Most people don’t preach their prejudice to the world. They tell their secret, ugly thoughts (typically as jokes) to those like-minded people who are close to them or won’t correct their behaviour—I am the latter of the two. I hush people and tell them to stop, but the behaviour doesn’t bother me.

I act like a mother who tells her child to be quiet in church. But just because someone isn’t talking, it doesn’t mean that the intention and ugliness aren’t there, or not lying beneath the surface of the person biting their tongue.

Thinking more critically about this, the same scenario happened when a white officer murdered George Floyd last week. One man’s ugliness, evil behaviour, and hate have ended an innocent man’s life.

But there was another atrocity happening during this incident while Mr. Floyd begged for air. The other officers did nothing to stop what was happening. They allowed it to happen.

We, the white privileged, are allowing racism to happen by not speaking out loudly and correcting the behaviour of those around us who speak ugliness. We are a huge part of this problem, and I refuse to play a passive role in righting these wrongs anymore. 

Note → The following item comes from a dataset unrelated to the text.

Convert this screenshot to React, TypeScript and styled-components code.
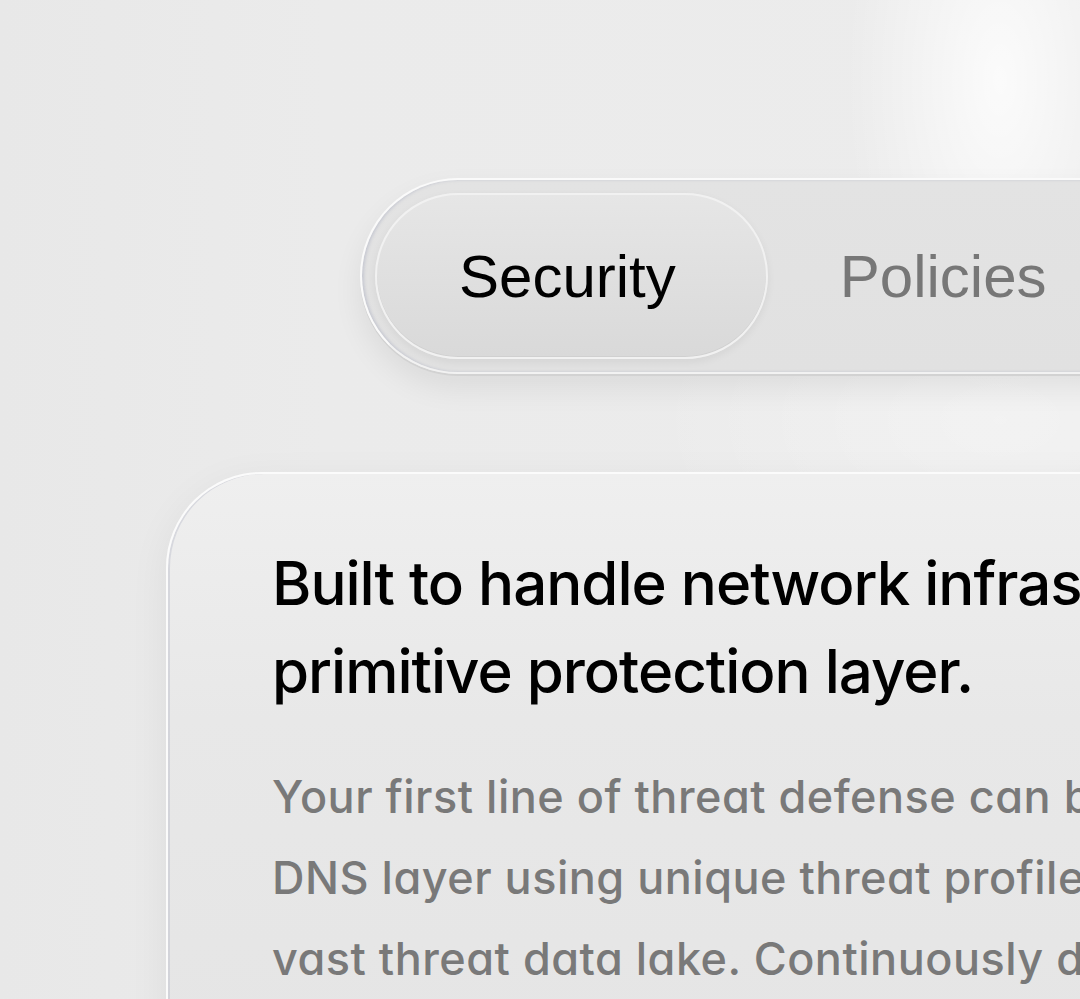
import React from "react";
import styled, { createGlobalStyle } from "styled-components";

const Global = createGlobalStyle`
  html, body { margin: 0; padding: 0; }
  body {
    width: 1080px;
    height: 999px;
    overflow: hidden;
    background: #ebebeb;
  }
`;

const Page = styled.div`
  position: relative;
  width: 1080px;
  height: 999px;
  overflow: hidden;
  box-sizing: border-box;
  padding: 178px 0 0 166px;
  display: flex;
  flex-direction: column;
  align-items: flex-start;
  background:
    radial-gradient(ellipse 220px 460px at 1000px 80px, rgba(255,255,255,0.8), rgba(255,255,255,0) 70%),
    radial-gradient(ellipse 500px 300px at 1000px 420px, rgba(255,255,255,0.35), rgba(255,255,255,0) 70%),
    linear-gradient(90deg, #e8e8e8 0%, #ebebeb 30%, #ececec 100%);
`;

const TabBar = styled.div`
  flex-shrink: 0;
  margin-left: 194px;
  display: flex;
  align-items: center;
  box-sizing: border-box;
  height: 196px;
  padding: 0 13px;
  border-radius: 98px;
  border: 2px solid #fafafa;
  border-bottom-color: #f2f2f2;
  background: linear-gradient(180deg, #e3e3e3 0%, #e1e1e1 100%);
  box-shadow:
    0 2px 0 #d2d2d2,
    inset 2px 0 3px rgba(150, 155, 180, 0.35),
    0 14px 30px rgba(0, 0, 0, 0.07);
  white-space: nowrap;
`;

const Tab = styled.div<{ $active?: boolean }>`
  flex-shrink: 0;
  box-sizing: border-box;
  height: 166px;
  display: flex;
  align-items: center;
  justify-content: center;
  padding: ${(p) => (p.$active ? "0 90px 0 82px" : "0 72px")};
  border-radius: 83px;
  font-family: "Liberation Sans", Arial, sans-serif;
  font-size: 60px;
  color: ${(p) => (p.$active ? "#000" : "#777")};
  ${(p) =>
    p.$active
      ? `
    background: linear-gradient(180deg, #e6e6e6 0%, #d9d9d9 100%);
    border: 2px solid #f1f1f1;
    box-shadow: 0 3px 8px rgba(0,0,0,0.06), inset 0 -1px 0 #d0d0d0;
  `
      : ""}
`;

const Card = styled.div`
  flex-shrink: 0;
  margin-top: 98px;
  width: 1400px;
  box-sizing: border-box;
  padding: 65px 0 0 104px;
  height: 700px;
  border-radius: 96px 96px 0 0;
  border: 2px solid #fbfbfb;
  border-bottom: none;
  background: linear-gradient(180deg, #efefef 0%, #e8e8e8 35%, #e4e4e4 100%);
  box-shadow:
    inset 2px 0 0 rgba(175, 178, 195, 0.35),
    0 10px 40px rgba(0, 0, 0, 0.06);
`;

const Heading = styled.h2`
  margin: 0;
  font-family: Inter, "Noto Sans", sans-serif;
  font-weight: 500;
  font-size: 60px;
  line-height: 88px;
  letter-spacing: -1px;
  color: #000;
  white-space: nowrap;
`;

const Body = styled.p`
  margin: 41px 0 0;
  font-family: Inter, "Noto Sans", sans-serif;
  font-feature-settings: "cv11" 1;
  font-weight: 500;
  font-size: 45px;
  line-height: 81px;
  letter-spacing: 0.5px;
  color: #797979;
  white-space: nowrap;
`;

export default function App() {
  return (
    <>
      <Global />
      <Page>
        <TabBar>
          <Tab $active>Security</Tab>
          <Tab>Policies</Tab>
          <Tab>Insights</Tab>
        </TabBar>
        <Card>
          <Heading>
            Built to handle network infrastructure, not just a
            <br />
            primitive protection layer.
          </Heading>
          <Body>
            Your first line of threat defense can be deployed at the
            <br />
            DNS layer using unique threat profiles built from our
            <br />
            vast threat data lake. Continuously detect and block
            <br />
            malicious domains before they ever reach your network.
          </Body>
        </Card>
      </Page>
    </>
  );
}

In many of my writings, I talk about how we are all similar. We are all cut from the same blanket, but the patterns and fabric may look different depending from where we are cut. When a part of our population is hurting, we are all hurting—whether we want to recognize this or not. When one of us has a problem, we all have a problem, and the issue will eventually get to a state where we have to face it.

We have to address those issues and create an environment in this country where we all feel safe and able to conduct our lives without having to fear the vicious words or actions of hate and ignorance. These wounds must heal. We must work to undue the damage that was done by those who have walked before us and those who are still holding on to generational hate and bigotry. 

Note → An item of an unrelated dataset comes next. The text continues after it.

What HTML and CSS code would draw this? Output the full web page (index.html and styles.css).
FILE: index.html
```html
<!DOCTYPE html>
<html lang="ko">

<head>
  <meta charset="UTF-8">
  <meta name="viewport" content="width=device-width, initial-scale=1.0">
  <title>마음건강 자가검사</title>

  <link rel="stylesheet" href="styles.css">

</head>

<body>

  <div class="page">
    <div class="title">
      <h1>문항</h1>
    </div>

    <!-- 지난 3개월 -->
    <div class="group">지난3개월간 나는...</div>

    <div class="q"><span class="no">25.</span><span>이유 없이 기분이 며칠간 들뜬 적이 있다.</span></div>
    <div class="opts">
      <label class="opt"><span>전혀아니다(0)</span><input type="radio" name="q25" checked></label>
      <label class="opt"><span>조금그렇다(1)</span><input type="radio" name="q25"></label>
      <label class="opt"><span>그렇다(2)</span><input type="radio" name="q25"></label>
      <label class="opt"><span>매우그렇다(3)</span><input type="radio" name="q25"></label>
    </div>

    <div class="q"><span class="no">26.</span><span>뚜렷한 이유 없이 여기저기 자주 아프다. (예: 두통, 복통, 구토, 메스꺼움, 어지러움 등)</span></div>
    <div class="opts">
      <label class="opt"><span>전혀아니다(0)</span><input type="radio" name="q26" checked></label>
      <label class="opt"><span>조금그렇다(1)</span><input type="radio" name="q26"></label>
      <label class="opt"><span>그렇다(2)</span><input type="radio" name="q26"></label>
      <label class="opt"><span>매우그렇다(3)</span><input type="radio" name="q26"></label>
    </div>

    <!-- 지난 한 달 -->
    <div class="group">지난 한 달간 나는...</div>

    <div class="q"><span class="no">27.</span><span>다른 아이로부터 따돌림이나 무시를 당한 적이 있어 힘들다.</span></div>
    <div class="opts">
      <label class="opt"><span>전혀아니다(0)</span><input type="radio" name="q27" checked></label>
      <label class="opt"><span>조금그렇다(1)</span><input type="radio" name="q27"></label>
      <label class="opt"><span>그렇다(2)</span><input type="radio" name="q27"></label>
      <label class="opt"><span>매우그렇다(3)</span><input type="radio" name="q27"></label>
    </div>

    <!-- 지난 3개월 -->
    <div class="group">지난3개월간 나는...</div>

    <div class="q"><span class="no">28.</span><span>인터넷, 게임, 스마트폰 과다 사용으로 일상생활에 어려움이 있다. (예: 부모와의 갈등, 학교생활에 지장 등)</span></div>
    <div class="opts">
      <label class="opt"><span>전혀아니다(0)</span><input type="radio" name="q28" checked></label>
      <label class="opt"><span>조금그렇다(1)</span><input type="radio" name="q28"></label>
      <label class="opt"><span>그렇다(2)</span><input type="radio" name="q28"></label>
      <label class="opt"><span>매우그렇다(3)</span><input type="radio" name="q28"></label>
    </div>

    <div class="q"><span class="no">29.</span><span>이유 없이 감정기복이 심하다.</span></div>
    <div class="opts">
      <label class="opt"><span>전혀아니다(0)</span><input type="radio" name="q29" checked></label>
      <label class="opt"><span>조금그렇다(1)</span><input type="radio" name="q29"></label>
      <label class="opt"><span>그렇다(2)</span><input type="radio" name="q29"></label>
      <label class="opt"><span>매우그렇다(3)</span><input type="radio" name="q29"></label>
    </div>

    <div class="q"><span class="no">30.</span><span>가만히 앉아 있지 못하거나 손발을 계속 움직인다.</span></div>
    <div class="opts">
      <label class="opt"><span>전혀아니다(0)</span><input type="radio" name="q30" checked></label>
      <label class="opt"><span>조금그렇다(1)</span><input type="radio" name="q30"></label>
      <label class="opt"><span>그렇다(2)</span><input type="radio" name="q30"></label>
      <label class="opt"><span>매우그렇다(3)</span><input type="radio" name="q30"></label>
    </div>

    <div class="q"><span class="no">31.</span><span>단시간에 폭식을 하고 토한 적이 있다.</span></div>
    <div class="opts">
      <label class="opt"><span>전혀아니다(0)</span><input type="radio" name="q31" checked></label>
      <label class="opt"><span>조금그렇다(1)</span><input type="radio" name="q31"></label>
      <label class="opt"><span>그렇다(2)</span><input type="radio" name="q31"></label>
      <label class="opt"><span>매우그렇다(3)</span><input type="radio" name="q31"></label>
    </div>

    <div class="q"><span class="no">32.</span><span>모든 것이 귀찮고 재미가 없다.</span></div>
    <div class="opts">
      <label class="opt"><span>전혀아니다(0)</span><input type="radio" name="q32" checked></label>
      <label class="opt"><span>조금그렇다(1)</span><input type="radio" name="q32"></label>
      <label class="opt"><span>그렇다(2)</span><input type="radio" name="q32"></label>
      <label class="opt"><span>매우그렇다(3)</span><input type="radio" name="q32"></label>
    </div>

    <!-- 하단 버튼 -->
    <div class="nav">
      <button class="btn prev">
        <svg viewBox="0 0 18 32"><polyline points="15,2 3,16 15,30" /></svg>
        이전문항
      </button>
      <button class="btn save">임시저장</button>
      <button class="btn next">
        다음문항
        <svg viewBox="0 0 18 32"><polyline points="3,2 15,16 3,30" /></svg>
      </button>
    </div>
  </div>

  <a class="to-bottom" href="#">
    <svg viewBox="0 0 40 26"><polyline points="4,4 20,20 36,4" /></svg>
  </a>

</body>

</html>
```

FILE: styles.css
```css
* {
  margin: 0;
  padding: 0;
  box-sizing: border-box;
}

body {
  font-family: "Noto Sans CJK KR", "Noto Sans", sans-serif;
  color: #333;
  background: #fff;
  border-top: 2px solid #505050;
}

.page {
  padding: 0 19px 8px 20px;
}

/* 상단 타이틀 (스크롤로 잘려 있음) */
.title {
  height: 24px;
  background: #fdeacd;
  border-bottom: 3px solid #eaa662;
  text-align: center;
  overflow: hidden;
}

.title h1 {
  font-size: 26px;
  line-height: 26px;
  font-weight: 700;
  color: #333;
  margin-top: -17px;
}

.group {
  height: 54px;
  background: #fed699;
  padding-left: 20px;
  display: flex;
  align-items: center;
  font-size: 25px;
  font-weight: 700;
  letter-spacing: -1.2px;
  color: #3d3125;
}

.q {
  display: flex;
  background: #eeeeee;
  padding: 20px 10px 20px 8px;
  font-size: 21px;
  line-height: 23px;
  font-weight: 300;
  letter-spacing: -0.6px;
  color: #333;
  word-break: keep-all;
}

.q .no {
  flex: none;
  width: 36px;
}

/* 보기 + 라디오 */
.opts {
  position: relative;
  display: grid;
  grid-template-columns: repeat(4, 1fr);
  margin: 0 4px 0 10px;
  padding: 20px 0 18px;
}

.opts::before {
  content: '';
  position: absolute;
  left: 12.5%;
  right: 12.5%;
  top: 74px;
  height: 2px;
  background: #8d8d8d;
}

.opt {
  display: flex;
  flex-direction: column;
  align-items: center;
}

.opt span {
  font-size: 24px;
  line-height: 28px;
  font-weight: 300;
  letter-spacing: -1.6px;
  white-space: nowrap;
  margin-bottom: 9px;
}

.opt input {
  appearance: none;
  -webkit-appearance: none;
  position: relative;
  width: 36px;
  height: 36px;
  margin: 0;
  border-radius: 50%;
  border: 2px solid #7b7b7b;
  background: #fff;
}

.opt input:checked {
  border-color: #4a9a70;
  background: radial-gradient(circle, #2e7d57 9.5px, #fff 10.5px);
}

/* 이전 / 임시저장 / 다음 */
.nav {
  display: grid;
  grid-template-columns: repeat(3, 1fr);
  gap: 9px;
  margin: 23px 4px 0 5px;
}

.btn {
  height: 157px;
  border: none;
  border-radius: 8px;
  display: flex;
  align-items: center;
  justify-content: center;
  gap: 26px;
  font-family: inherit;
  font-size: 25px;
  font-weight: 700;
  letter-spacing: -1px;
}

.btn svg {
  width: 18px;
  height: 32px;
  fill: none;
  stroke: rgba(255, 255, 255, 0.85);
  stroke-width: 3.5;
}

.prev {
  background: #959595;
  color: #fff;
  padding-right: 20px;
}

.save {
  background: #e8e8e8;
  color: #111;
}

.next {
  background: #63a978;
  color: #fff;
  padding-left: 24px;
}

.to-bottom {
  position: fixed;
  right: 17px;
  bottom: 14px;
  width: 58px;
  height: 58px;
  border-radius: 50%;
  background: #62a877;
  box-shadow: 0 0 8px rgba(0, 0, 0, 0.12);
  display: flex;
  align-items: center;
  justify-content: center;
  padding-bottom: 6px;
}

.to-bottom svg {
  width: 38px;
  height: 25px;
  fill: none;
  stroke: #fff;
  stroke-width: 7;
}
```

I used to tell myself that all was fixed when President Obama took office. I thought to myself, “at last, we are a nation that no longer hold racist beliefs. We have an African American President in office. We have finally reached a point where a person’s colour will no longer hold them back.”

Well, I was wrong. One man’s success story does not mean that the issues of racism and bigotry are not still alive and well in our culture. It means that only one man was able to break the mould and escape from the societal hardships in place that hold people down in a figurative caste system. 

We have to start talking about race, and having open conversations about the wrongs that are happening in this country. We have to correct the behaviour of those around us who are allowing racism to still be culturally acceptable. We have to stand and speak up for those who are hurting in this country, and hold the people who are hurting them accountable. 

America has always been a country that has prided itself on its diversity. A haven for those who are trapped in governmental systems that keep them from being successful. We may be better than some countries and offer more hope at a profitable life than many, but we have a lot of work to do still.

Our countrymen are in pain. We need to do our share to help right these wrongs for everyone’s sake; yours and mine included.